The Devil’s in the (Ground Truth) Details

Here’s the part most tutorials gloss over: your model will only ever be as good as your labels. And pixel-level annotation is a special kind of hell. It’s incredibly time-consuming, expensive, and fraught with human error and ambiguity. Is a pixel on the boundary of a car and the road “car” or “road”? Different annotators will have different opinions. This leads to noisy, inconsistent labels that your model will happily learn and replicate. The best practice is to invest an ungodly amount of time in cleaning and reviewing your training masks. There’s no code fix for garbage-in-garbage-out.

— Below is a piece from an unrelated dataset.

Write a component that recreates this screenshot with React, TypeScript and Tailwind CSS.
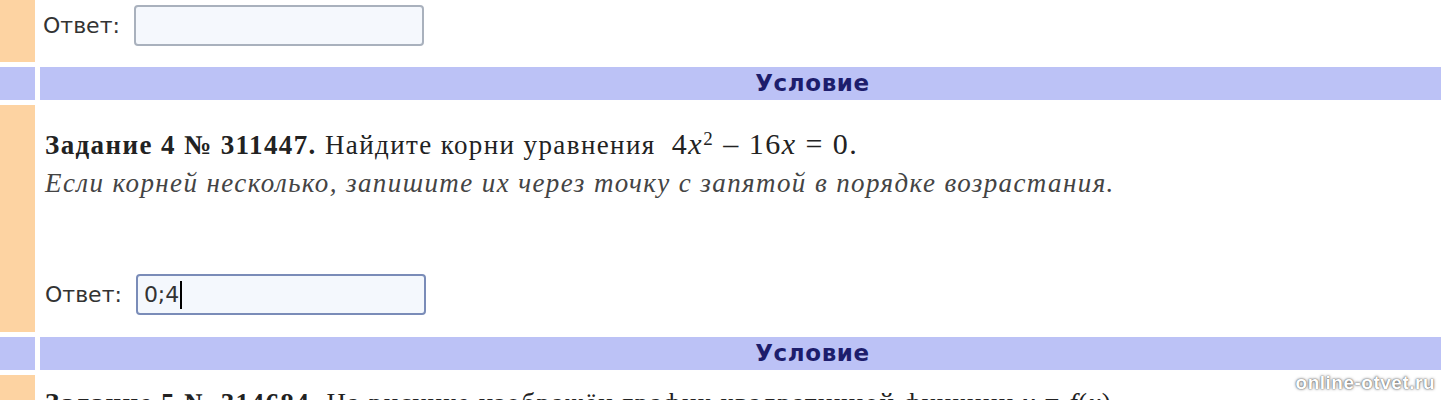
const orange = 'bg-[#fdd3a2]';
const lavender = 'bg-[#bcc2f6]';

function AnswerInput({ value, focused }: { value?: string; focused?: boolean }) {
  return (
    <div
      className={`flex items-center h-[41px] w-[290px] rounded-[4px] border-2 px-[6px] ${
        focused ? 'border-[#7a8cb8] bg-[#f4f8fd]' : 'border-[#a9b1bd] bg-[#f5f8fd]'
      }`}
    >
      {value && <span className="text-[22px] text-[#333]">{value}</span>}
      {focused && <span className="ml-[1px] h-[28px] w-[2px] bg-black" />}
    </div>
  );
}

function AnswerLine(props: { value?: string; focused?: boolean }) {
  return (
    <div className="flex items-center gap-[14px]">
      <span className="text-[22px] text-[#333]">Ответ:</span>
      <AnswerInput {...props} />
    </div>
  );
}

function Header() {
  return (
    <div className="flex gap-[5px] h-[33px]">
      <div className={`w-[35px] ${lavender}`} />
      <div className={`flex-1 flex items-center justify-center pl-[144px] ${lavender}`}>
        <span className="text-[23px] font-bold tracking-[0.6px] text-[#1d1d6c]">Условие</span>
      </div>
    </div>
  );
}

export default function App() {
  return (
    <div className="relative h-[400px] overflow-hidden bg-white flex flex-col gap-[5px] font-['DejaVu_Sans',sans-serif]">
      {/* ответ предыдущего задания */}
      <div className="flex gap-[5px] h-[62px] shrink-0">
        <div className={`w-[35px] ${orange}`} />
        <div className="flex-1 pl-[3px] pt-[5px]">
          <AnswerLine />
        </div>
      </div>

      <Header />

      {/* задание 4 */}
      <div className="flex gap-[5px] h-[227px] shrink-0">
        <div className={`w-[35px] ${orange}`} />
        <div className="flex-1 pl-[5px] flex flex-col font-['Liberation_Serif',serif] text-[#222]">
          <p className="mt-[23px] text-[27px] leading-[32px] tracking-[1.4px]">
            <b>Задание 4 № 311447.</b> Найдите корни уравнения{' '}
            <span className="ml-[8px] text-[30px] tracking-[1.5px]">
              4<i>x</i>
              <sup className="text-[19px]">2</sup> – 16<i>x</i> = 0.
            </span>
          </p>
          <p className="mt-[6px] text-[27px] leading-[32px] tracking-[1.4px] italic text-[#444]">
            Если корней несколько, запишите их через точку с запятой в порядке возрастания.
          </p>
          <div className="mt-auto pb-[17px] font-['DejaVu_Sans',sans-serif]">
            <AnswerLine value="0;4" focused />
          </div>
        </div>
      </div>

      <Header />

      {/* задание 5 */}
      <div className="flex gap-[5px] flex-1">
        <div className={`w-[35px] ${orange}`} />
        <div className="flex-1 pl-[5px] pt-[12px] font-['Liberation_Serif',serif] text-[#222]">
          <p className="text-[27px] leading-[32px] tracking-[1.4px] whitespace-nowrap">
            <b>Задание 5 № 314684.</b> На рисунке изображён график квадратичной функции <i>y</i> = <i>f</i>(<i>x</i>).
          </p>
        </div>
      </div>

      <span className="absolute right-[6px] bottom-[3px] text-[19px] font-bold text-white tracking-[0.5px] [text-shadow:0_0_3px_#555,0_0_1px_#555] font-['Liberation_Sans',sans-serif]">
        online-otvet.ru
      </span>
    </div>
  );
}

Another pitfall is the “class imbalance within a class” problem. You trained your model on data from sunny California. It knows what a “road” looks like. Now you feed it a snowy, slushy road from Oslo. It will fail, spectacularly. The model has learned the texture and color of “road”, not the abstract concept of a road. Your training data must account for this, or you must use data augmentation that aggressively simulates these edge cases—think random hue, saturation, brightness, and contrast adjustments to make those models robust.